Neither the Labour Party nor the trade union movement is doing enough to support, encourage and represent black men – and that needs to improve. The numbers are pretty damning: since 1987, only four black men have been elected as Labour MPs and currently there are just three black male MPs across the whole Parliamentary Labour Party – representing a measly 1.49% of the current members. There are just two black male Labour members of the House of Lords: Lord Bill Morris, and Lord Paul Boateng.
Ahead of the 2017 general election, Labour selected no black men as new candidates. This led to a formal complaint to the then general secretary, Iain McNicol, but no action was taken. On a local government level, according to an audit carried out last year by Operation Black Vote, just 81 of 1,026 BAME councillors are black men of African/Caribbean descent. And the last time a black man was a Labour representative on the Greater London Assembly, or sat on Labour’s national executive committee (NEC), was over 20 years ago.
Alongside such depressing statistics, internal representation is equally as important as external representation. In a 2017 BuzzFeed article, director of Operation Black Vote Simon Woolley said: “The trouble is Labour has so many internal problems and no black people, no [black] senior policy people in the Labour Party central office.”
The 1987 Caucus Movement believes it is crucial to ensure that our voices are heard at the decision-making table. But why does it matter? What will black representation achieve at the end of the day?
Young black men are more likely to be stopped and searched, and three and a half times more likely to be arrested, charged and jailed for harsher and longer sentences than their white counterparts for the same crime.
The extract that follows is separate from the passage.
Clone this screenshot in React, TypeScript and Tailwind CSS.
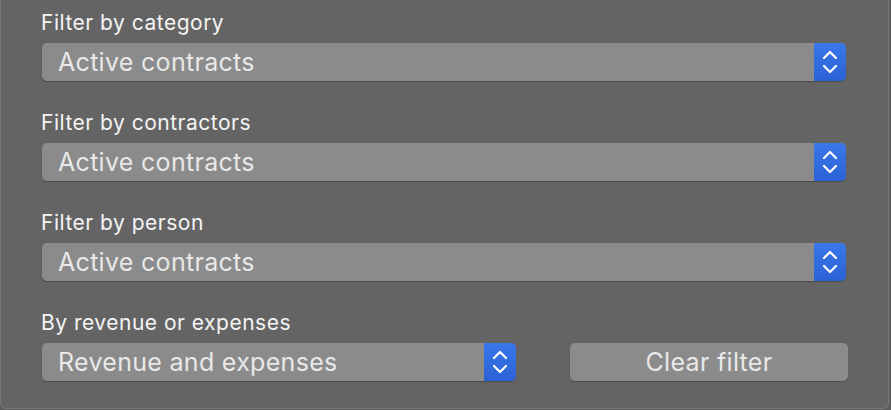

Similar disparities are seen across education, employment, health and housing. You only have to look at the way prominent black male figures such as Raheem Sterling, Stormzy and Dave have been treated by the media. These observations only scratch the surface of the problem, but they reveal uncomfortable truths about institutional racism and a clear racial bias in our country.
Several articles have been written, and complaints submitted to the party, on its failure to address the lack of black male representation. But here we are – in 2020 – having to create the 1987 Caucus Movement because, as a community, we have felt so voiceless. We believe black men within the party have been marginalised, sidelined and ignored. This needs to change.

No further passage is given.